DG Arty: Artillery Rationalisation Plan was first perceived in the year 2000 wherein, medium guns with 155mm calibre were made the standard gun system. This lead to mediumisation of artillery, which is very much on track. We have adopted a multipronged approach wherein strengths of the public and private sectors have been leveraged along with limited procurements from foreign agencies to usher in state-of-the-art technology. This plan has seen the successful procurement of 155mm/39 calibre ultra light howitzers from US Government and 155mm/52 calibre tracked (self-propelled) artillery guns from L&T. Indigenous gun systems like the 155mm/45 calibre Dhanush and the 155mm/52 calibre ATAGS are also being pursued.

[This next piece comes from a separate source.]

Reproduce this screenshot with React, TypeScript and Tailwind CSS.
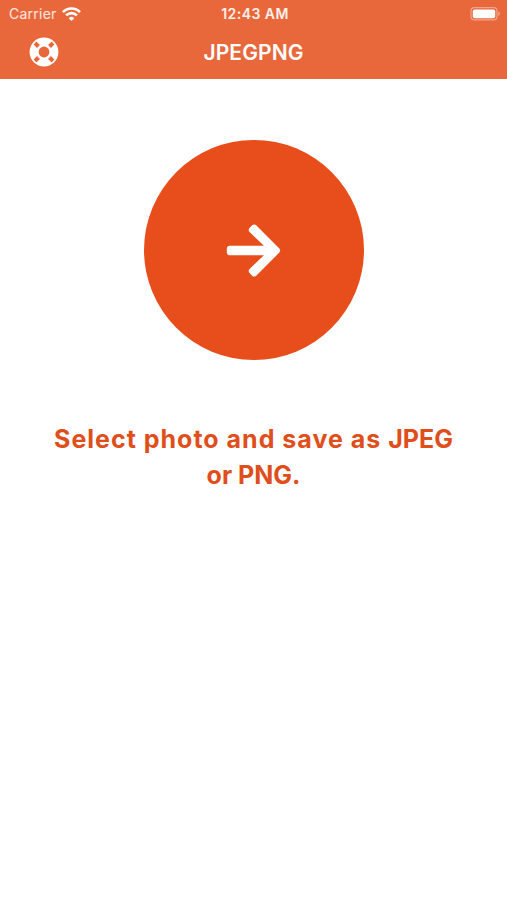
import React from 'react'
import { FaArrowRight } from 'react-icons/fa'

function WifiIcon() {
  return (
    <svg width="19" height="14" viewBox="0 0 19 14" fill="none" stroke="white" strokeWidth="2.6">
      <path d="M1 5.1a12 12 0 0 1 17 0" />
      <path d="M4.1 8.4a7.6 7.6 0 0 1 10.8 0" />
      <path d="M9.5 14 6.7 11.2a4 4 0 0 1 5.6 0Z" fill="white" stroke="none" />
    </svg>
  )
}

function BatteryIcon() {
  return (
    <svg width="31" height="14" viewBox="0 0 31 14">
      <rect x="1" y="0.7" width="26" height="12.2" rx="3.4" fill="none" stroke="white" strokeOpacity="0.4" strokeWidth="1.2" />
      <rect x="2.8" y="2.4" width="22.4" height="8.9" rx="1.8" fill="white" />
      <path d="M28.4 4.6a2.4 2.4 0 0 1 0 4.4Z" fill="white" fillOpacity="0.45" />
    </svg>
  )
}

function HelpIcon() {
  return (
    <svg width="30" height="30" viewBox="-15 -15 30 30">
      <circle r="14.4" fill="white" />
      <circle r="5.4" fill="#e8683c" />
      <g stroke="#e8683c" strokeWidth="4">
        <path d="M-9-9-5.5-5.5" />
        <path d="M9-9 5.5-5.5" />
        <path d="M-9 9-5.5 5.5" />
        <path d="M9 9 5.5 5.5" />
      </g>
    </svg>
  )
}

function StatusBar() {
  return (
    <div className="grid h-7 grid-cols-3 items-center pl-[9px] pr-[6px] font-['Inter',sans-serif] text-[14px] leading-7">
      <div className="flex items-center gap-[5px]">
        <span className="text-white/85 tracking-[0.25px]">Carrier</span>
        <WifiIcon />
      </div>
      <span className="text-center font-semibold text-white/90 tracking-[0.45px] whitespace-nowrap">12:43 AM</span>
      <div className="flex justify-end">
        <BatteryIcon />
      </div>
    </div>
  )
}

function Header() {
  return (
    <header className="h-[79px] bg-[#e8683c]">
      <StatusBar />
      <div className="grid h-12 grid-cols-3 items-center px-[29px]">
        <button aria-label="Help" className="justify-self-start">
          <HelpIcon />
        </button>
        <h1 className="pt-[2px] text-center font-['Inter',sans-serif] text-[21px] leading-8 font-semibold text-white tracking-[0.1px]">
          JPEGPNG
        </h1>
      </div>
    </header>
  )
}

function App() {
  return (
    <div className="min-h-screen w-full bg-white">
      <Header />
      <main className="flex flex-col items-center pt-[61px]">
        <button aria-label="Select photo" className="flex size-[220px] items-center justify-center rounded-full bg-[#e84e1b]">
          <FaArrowRight className="size-[61px] text-white" />
        </button>
        <p className="mt-[61px] text-center font-['Inter',sans-serif] text-[25px] leading-9 font-bold text-[#e04e1b]">
          <span className="tracking-[1px]">Select photo and save as </span>
          JPEG
          <br />
          or PNG.
        </p>
      </main>
    </div>
  )
}

export default App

SP’s: What has been progress on M777 ultra-light howitzers trials with Indian ammunition as there were media reports that the ammunition burst in the barrel?

DG Arty: The incident on the 155mm/39 calibre M777 ultra light howitzers that occurred while preparing firing tables, has been investigated in detail by a Joint Investigation Team of experts from the US Government and Government of India. The gun and ammunition have been cleared while some recommendations for improvement have been incorporated in the manufacturing processes. Deliveries of the gun systems have not been affected in any way by the incident and are to commence very shortly.

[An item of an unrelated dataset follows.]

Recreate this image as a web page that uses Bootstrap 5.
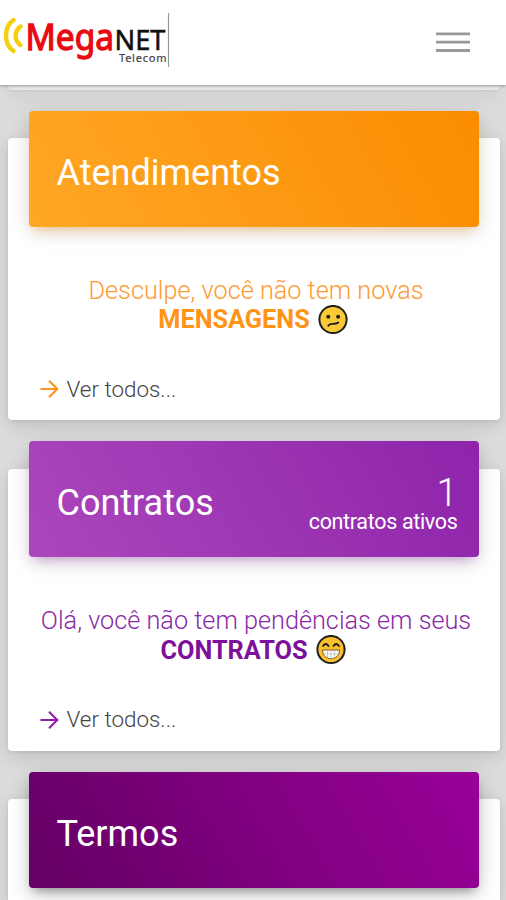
<!DOCTYPE html>
<html lang="pt-BR">
<head>
<meta charset="utf-8">
<meta name="viewport" content="width=device-width, initial-scale=1">
<title>MegaNET Telecom</title>
<link href="https://cdn.jsdelivr.net/npm/bootstrap@5.3.0/dist/css/bootstrap.min.css" rel="stylesheet">
<style>
  body { height: 900px; overflow: hidden; background: #dcdcdc; font-family: Roboto, sans-serif; }
  .topbar { height: 84.5px; padding: 0 36px 0 0; background: #fff; box-shadow: 0 1px 3px rgba(0,0,0,.32); z-index: 5; }
  .feed { height: 815.5px; padding: 0 6.5px 0 7.5px; }
  .panel { height: 282px; margin-bottom: 48.5px; border: 0; border-radius: 4px; background: #fff; box-shadow: 0 5px 18px rgba(0,0,0,.14), 0 1px 3px rgba(0,0,0,.08); }
  .panel-end { height: 5.5px; margin-bottom: 48px; border-radius: 0 0 4px 4px; background: #e8e8e8; }
  .plum.panel { height: 101px; margin-bottom: 0; border-radius: 4px 4px 0 0; }
  .banner { height: 116px; margin: -27.5px 21px 0; padding: 8px 21px 0 28px; border-radius: 4px; color: #fff; }
  .banner h2 { font-size: 36px; line-height: 42px; font-weight: 400; margin: 0; }
  .orange .banner { background: linear-gradient(60deg, #ffa726, #fb8c00); box-shadow: 0 5px 22px rgba(0,0,0,.13), 0 7px 12px -5px rgba(255,152,0,.4); }
  .purple .banner { background: linear-gradient(60deg, #ab47bc, #8e24aa); box-shadow: 0 5px 22px rgba(0,0,0,.13), 0 7px 12px -5px rgba(156,39,176,.4); }
  .plum .banner { background: linear-gradient(60deg, #640064, #990099); box-shadow: 0 5px 20px rgba(0,0,0,.22), 0 7px 10px -5px rgba(0,0,0,.35); }
  .tally { padding-top: 5px; }
  .tally b { font-size: 38px; line-height: 32px; font-weight: 300; }
  .tally span { font-size: 21.5px; line-height: 26px; letter-spacing: -.33px; }
  .notice { margin-top: 49px; font-size: 25.25px; line-height: 29px; font-weight: 300; white-space: nowrap; }
  .notice .lead-in { padding-left: 5px; }
  .notice strong { font-weight: 700; font-size: 25.3px; }
  .orange .notice { color: #ff9a30; }
  .orange .notice strong { color: #ff9416; }
  .purple .notice { color: #8a2aa6; }
  .purple .notice strong { color: #7c109a; }
  .orange .arrow { color: #ff9420; }
  .purple .arrow { color: #9520ac; }
  .more { margin-top: 41px; padding-left: 32px; font-size: 22.4px; line-height: 27px; font-weight: 300; color: #444; text-decoration: none; }
</style>
<script src="https://cdn.jsdelivr.net/npm/bootstrap@5.3.0/dist/js/bootstrap.bundle.min.js"></script>
</head>
<body>
<nav class="topbar position-relative d-flex align-items-center justify-content-between">
  <svg width="172" height="85" viewBox="0 0 172 85" role="img" aria-label="MegaNET Telecom">
    <g fill="none" stroke="#f6cf0c" stroke-width="4.400" stroke-linecap="round">
      <path d="M13.500 20C3.500 27 3.500 44 13.500 51"/>
      <path d="M20.500 26.500C14 31 14 40.500 20.500 45"/>
    </g>
    <g font-family="'Noto Sans', 'Open Sans', sans-serif">
      <text x="25.500" y="50" font-size="37" font-weight="400" fill="#e80c12" stroke="#e80c12" stroke-width="1.300" textLength="88.500" lengthAdjust="spacingAndGlyphs">Mega</text>
      <text x="114.500" y="50" font-size="27" font-weight="400" fill="#111" stroke="#111" stroke-width=".5" textLength="51" lengthAdjust="spacingAndGlyphs">NET</text>
      <text x="119" y="62" font-size="11" fill="#444" stroke="#444" stroke-width=".2" textLength="47.500">Telecom</text>
    </g>
    <path d="M168.500 13V67" stroke="#999" stroke-width="1.200"/>
  </svg>
  <svg width="34" height="22" viewBox="0 0 34 22" role="img" aria-label="Menu">
    <path d="M0 2.800H34M0 11.200H34M0 19.500H34" stroke="#999" stroke-width="2.800"/>
  </svg>
</nav>

<main class="feed">
  <div class="panel panel-end"></div>

  <section class="card panel orange">
    <div class="banner d-flex align-items-center"><h2>Atendimentos</h2></div>
    <div class="notice text-center">
      <div class="lead-in">Desculpe, você não tem novas</div>
      <div class="d-flex justify-content-center align-items-center">
        <strong>MENSAGENS</strong>
        <svg class="ms-2" width="31" height="30" viewBox="0 0 31 30" aria-hidden="true">
          <circle cx="15" cy="14.500" r="13.600" fill="#fcc936" stroke="#211f1f" stroke-width="2"/>
          <g fill="#211f1f"><circle cx="10.300" cy="11.800" r="2"/><circle cx="20.100" cy="11.800" r="2"/></g>
          <path d="M10.300 20.800C12.500 17 16.500 20.500 20.200 17.500" fill="none" stroke="#211f1f" stroke-width="1.900" stroke-linecap="round"/>
        </svg>
      </div>
    </div>
    <a class="more d-flex align-items-center" href="#">
      <svg class="arrow me-2" width="19" height="20" viewBox="0 0 19 20" fill="none" stroke="currentColor" stroke-width="2.200" aria-hidden="true"><path d="M.5 10H17M9 1.700L17.300 10L9 18.300"/></svg>
      Ver todos...
    </a>
  </section>

  <section class="card panel purple">
    <div class="banner d-flex align-items-center justify-content-between">
      <h2>Contratos</h2>
      <div class="tally d-flex flex-column align-items-end"><b>1</b><span>contratos ativos</span></div>
    </div>
    <div class="notice text-center">
      <div class="lead-in">Olá, você não tem pendências em seus</div>
      <div class="d-flex justify-content-center align-items-center">
        <strong>CONTRATOS</strong>
        <svg class="ms-2" width="31" height="30" viewBox="0 0 31 30" aria-hidden="true">
          <circle cx="15" cy="14.500" r="13.600" fill="#fbc02d" stroke="#211f1f" stroke-width="2"/>
          <path d="M7 11Q10 7 12.500 11M17.500 11Q20 7 23 11" fill="none" stroke="#211f1f" stroke-width="1.800" stroke-linecap="round"/>
          <path d="M6.500 15H23.500C23.500 26.500 6.500 26.500 6.500 15Z" fill="#fff" stroke="#7a5b20" stroke-width="1"/>
          <path d="M7.500 19H22.500M11.500 15.500V22.500M15 15.500V23.500M18.500 15.500V22.500" stroke="#bbb" stroke-width=".8"/>
        </svg>
      </div>
    </div>
    <a class="more d-flex align-items-center" href="#">
      <svg class="arrow me-2" width="19" height="20" viewBox="0 0 19 20" fill="none" stroke="currentColor" stroke-width="2.200" aria-hidden="true"><path d="M.5 10H17M9 1.700L17.300 10L9 18.300"/></svg>
      Ver todos...
    </a>
  </section>

  <section class="card panel plum">
    <div class="banner d-flex align-items-center"><h2>Termos</h2></div>
  </section>
</main>
</body>
</html>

SP’s: What is the progress on induction of South Korea’s K9 Vajra-T self-propelled (Tracked) artillery gun?

DG Arty: The procurement of 155mm/52 calibre K9 ‘Vajra’ self-propelled (tracked) gun is progressing well. Deliveries of the gun system have commenced and will greatly enhance our capabilities in the near future.

SP’s: Defence Acquisition Council has approved 150 numbers of indigenously designed and developed 155mm Advanced Towed Artillery Guns Systems for the Indian Army at an approximate cost of 3,364.78 crore on August 25, 2018. These guns have been indigenously designed and developed by DRDO and will be manufactured by production agencies, as nominated by DRDO. They are likely to be the mainstay of artillery in the near future. Would you like to elaborate on this statement which is given in the press release of the Ministry of Defence?

DG Arty: The Advanced Towed Artillery Gun Systems has been designed to take care of futuristic requirements of the Artillery. We are whole heartedly supporting development of the same and are hopeful that the gun system would continue to get refined so that they become the mainstay of Indian Artillery and takes care of our requirements for the next two to three decades.

SP’s: What steps are being taken for the modernisation and the capacity building of Artillery Ammunition?

DG Arty: The modernisation of Artillery ammunition systems is another ongoing project that is being realised through a series of measures. These include, development of a number of precision munitions for guns, mortars, rockets and missiles. In addition, endeavours are on by the indigenous defence PSUs to develop ammunition capable of longer ranges and improved lethality. All these needs to be supported by better and more accurate acquisitions means and meteorological systems to optimise capability.

SP’s: Does the above steps include precision guided munitions (PGMs)?

DG Arty: Yes, precision guided munitions are a part of the overall plan to improve artillery ammunition. Precision ammunition system will be for a part of the arsenal of not only missile and rocket regiments but also medium regiments equipped with 155mm/52 calibre gun systems. PGMs will play a very important role in all future degradation operations.

SP’s: What are the measures being taken to improve the surveillance, target acquisition and target damage assessment?

DG Arty: Surveillance, target acquisition and target damage assessment contribute immensely to real time situational awareness, battlefield transparency and effective targeting. Therefore, this is one of the ‘key result areas’ for all of us. Towards this, we are in the process of developing multi-dimensional, multi-spectral and all weather capability for the same along with the two other services to ensure interoperability as well as the capability to cover the entire battle space. We are developing suitable ground based, airborne and satellite capabilities having sensors ranging from battle field surveillance radars, electrooptical sensors, optical devices and weapon locating and synthetic aperture radars. We are constantly monitoring developments in this field both within our country and in the international market to remain updated and upgrade our existing systems and stay ‘current’ in this very important facet of Artillery.

SP’s: Is the Artillery Battle Management System being modernised with the latest Digital Data System?

DG Arty: Yes, the Artillery Battle Management System is using the latest technology. The Battle Field Surveillance System has been automated through real time transmission of target data which can be transmitted over radio, optical fibre cable or through satellite. The details required through the surveillance resources like satellite, unmanned aerial vehicle, Battle Field Surveillance System, Long Range Recce and Observation System and Thermal Imaging Integrated Observation System are automatically transmitted through various ruggedised state of art computers connected with these equipment. The information is then collated on a command decision support system at various levels which results in a coordinated Battle Field Management.